Norberto Piñero (1858-1938) was a prominent Argentine lawyer, writer and conservative politician.

==Life and times==
Norberto Piñero was born to a landed family in the Province of Buenos Aires, in 1858. He enrolled at the University of Buenos Aires and received a juris doctor in 1882. Becoming a Law Professor at his alma mater, Piñero joined his academic colleagues, Rodolfo Rivarola and José Nicolás Matienzo, in drafting a proposal for the overhaul of Argentina's penal code, in 1890. Presented to Congress in 1891, the proposal was notable for its elevation crimes committed in the exercise of public administration to a unified category whose severity would be just below that of sedition or high treason.
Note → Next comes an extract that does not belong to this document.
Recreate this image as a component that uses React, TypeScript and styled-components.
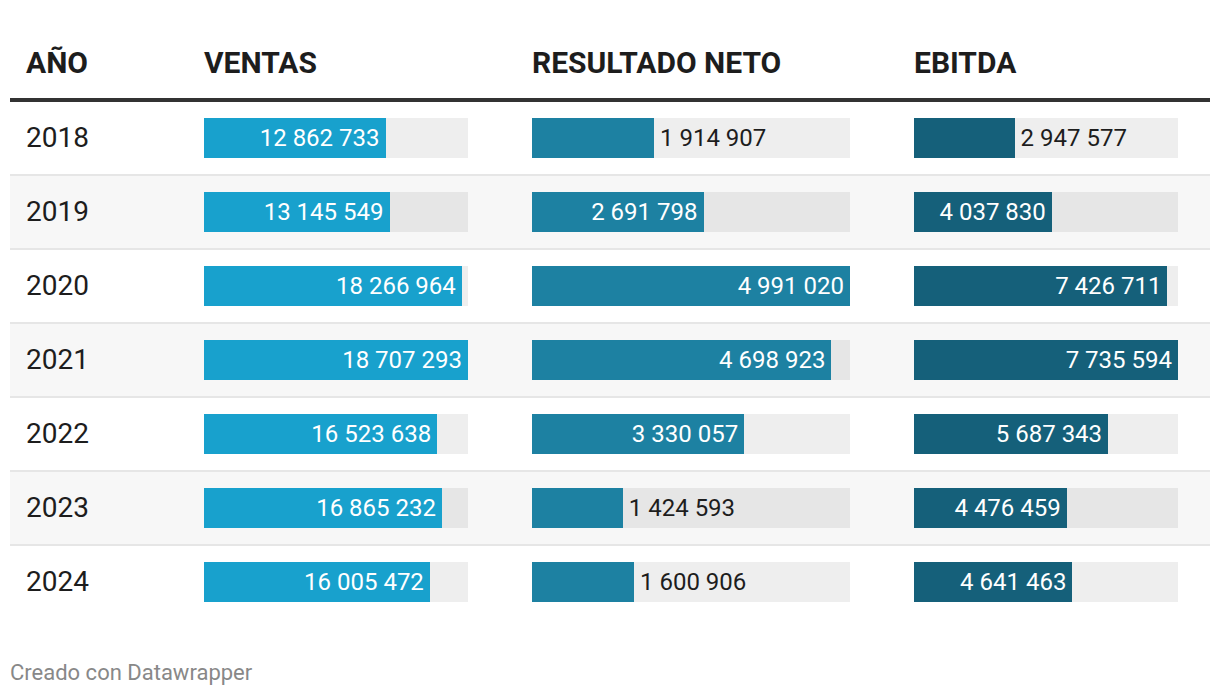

The bill met with resistance in Congress, particularly in the Senate, though it was largely adopted in 1903.

Piñero was appointed Interventor of the Province of San Luis in 1896, following which he participated in negotiations on Argentina's border dispute with Chile. He then began advancing vocational education as a means to foster an infant, though growing, industrial sector, and established a technology school, the Society for Industrial Education, in 1900. His work as Dean of the school earned Piñero an appointment in 1906 as Minister of Education by President José Figueroa Alcorta, a relatively pro-reform conservative who presided over the enactment of many of the nation's first labor laws. Piñero hosted the International Congress of Americanists, in 1910.

Responding to a lack of a uniform body governing ethical practices among Argentine Lawyers, Piñero helped establish the Buenos Aires Bar Association (Colegio de Abogados de Buenos Aires), in 1913, and served as its first president. He was also honored with the presidency of the new, National Commission on Teatro Cervantes, in 1916. Piñero was nominated by the conservative National Concentration alliance to run against the incumbent Radical Civic Union (UCR) in the 1922 elections, though he was defeated by the UCR by around 40%.

Piñero retired from political life, devoting his time to writing numerous texts on Argentine history and law, as well as to the Mitre Institution, a historical society specializing in the life of former President Bartolomé Mitre. Piñero died in 1938, at age 80.